For another, housing prominent jihadists in a given American community could cause it to be targeted by their comrades, either in the hope of actually freeing the detainees or simply as an act of jihad. Former federal prosecutor Andrew C. McCarthy, who secured the conviction of the “Blind Sheikh” for his role in the first bombing of the World Trade Center in 1993, has previously pointed out that jihadists target military bases, and U.S. military bases consist of entire communities where members of our Armed Forces live with their families.

Once detainees are physically inside the United States, moreover, they are within the jurisdiction of federal judges, before whom defense attorneys will argue their clients deserve the full array of constitutional rights afforded to common criminals. Undoubtedly, some federal judges will agree with this assertion.

That would, in turn, enable detainees to be tried in this country under criminal law standards that cannot, as a practical matter, be applied to the circumstances of wartime capture (e.g., evidentiary procedures, Miranda rights, etc.) Prosecutors could then be put in the position of having to disclose classified information in order to secure a conviction under these standards, or risk having the detainee be released – perhaps inside the United States, especially if no other country is willing to take him.

Let’s not kid ourselves. Even if such risks were non-existent, or simply deemed acceptable, there is no reason to believe that holding Gitmo detainees would spare us the criticism of human rights advocates and defense lawyers of the “Gitmo bar”– including appointees in the Obama administration. As Andy McCarthy has also noted, some of these folks have previously asserted that Supermax-stype confinement is a human rights violation. In point of fact, “shoe-bomber” Richard Reid, who was held in a Supermax facility under “special administrative measures” (SAMs) to ensure his secure confinement, argued that the SAMs violated his constitutional rights. The SAMs were subsequently lifted.

Finally, it has been asserted that the existence of Guantanamo Bay has served as a “recruitment tool” for terrorists and that the facility should be shut down for that reason. In fact, shutting down Guantanamo Bay detention operations would rightly be seen by the jihadist movement worldwide as evidence of our submission, and a greatly emboldening victory. It would likely have the effect of increasing recruitment, while at the same time denying us a vital tool for incarcerating and interrogating those we capture rather than kill.

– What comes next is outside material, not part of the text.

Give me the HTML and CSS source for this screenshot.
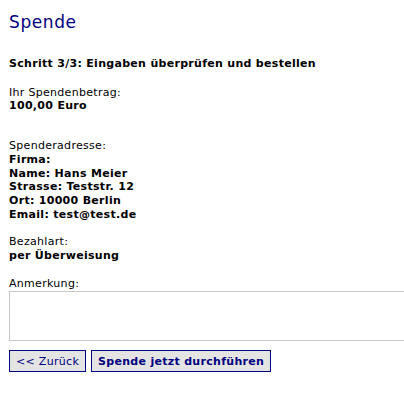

What is more, such a victory would embolden not only the violent jihadists, but also the pre- violent jihadists (most prominently the Muslim Brotherhood), here and abroad. The latter seek the same outcome as the former – the imposition globally of shariah under the rule of a new caliphate. The only difference is one of tactics driven by the Brotherhood’s perception that, for the moment, the correlation of forces is not conducive to success via direct and violent forms of jihad.

Conclusion

For all of these reasons, it is, in my professional judgment, not only desirable but necessary to continue to incarcerate detainees at Guantanamo Bay. We should, moreover, be free to add to their number at Gitmo, if that will help us gather vital intelligence and keep dangerous jihadist enemy combatants off the battlefield.

I will be happy to address your questions. Thank you.